State Department: $37.4 billion, a 12.9 percent increase from 2007. Seeks to triple funding for the Millennium Challenge Corp., to $3 billion. The corporation provides aid to 11 fledgling democracies that meet U.S.-set fiscal criteria.

Interior Department: $10.1 billion, a 4.1 percent increase from 2007. Seeks $1.9 billion for national parks, a 13 percent increase, including 40 percent more for daily park operations than when Bush took office.

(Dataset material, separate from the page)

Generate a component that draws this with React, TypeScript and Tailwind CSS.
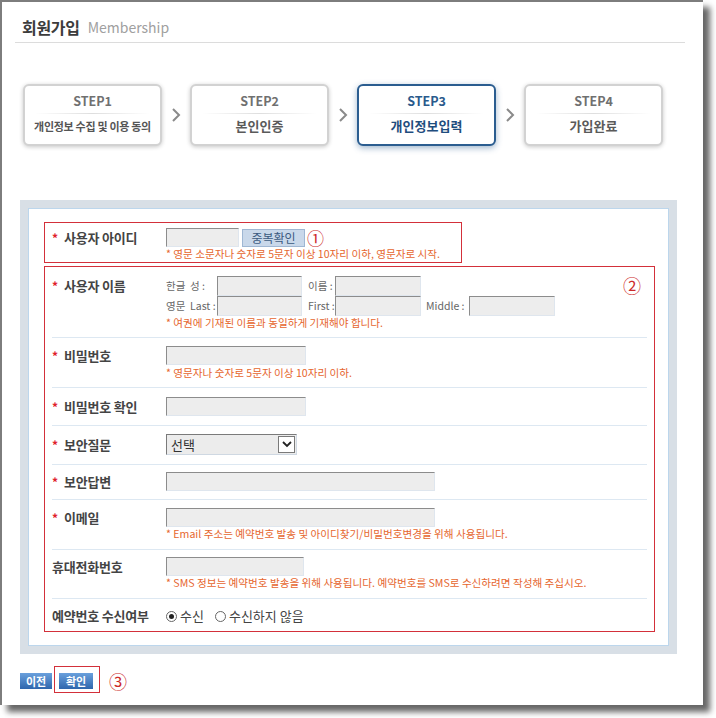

Seeks a $100 million match from citizens' contributions.

Labor Department: $50.4 billion, a 7.9 percent increase from 2007. Seeks $313 million for the Mine Safety and Health Administration, a 13 percent increase from 2007 request.

Losers

Amtrak: $800 million, $500 million less than fiscal 2007.

Environmental Protection Agency: $7.1 billion, a 4.9 percent cut from fiscal 2007.

Low Income Home Energy Assistance: $1.8 billion, down from $3.2 billion, a 56 percent cut.

Corporation for Public Broadcasting: $350 million, down from $460 million in fiscal 2007.

Education Department: $62.6 billion, a 5 percent cut from fiscal 2007. Would eliminate more than three dozen programs.

Labor Department's Bureau of International Labor Affairs: Would cut from $73 million to $14 million, nearly 81 percent.

Office of Disability Employment Policy: Would cut from $28 million to $19 million, or 32 percent.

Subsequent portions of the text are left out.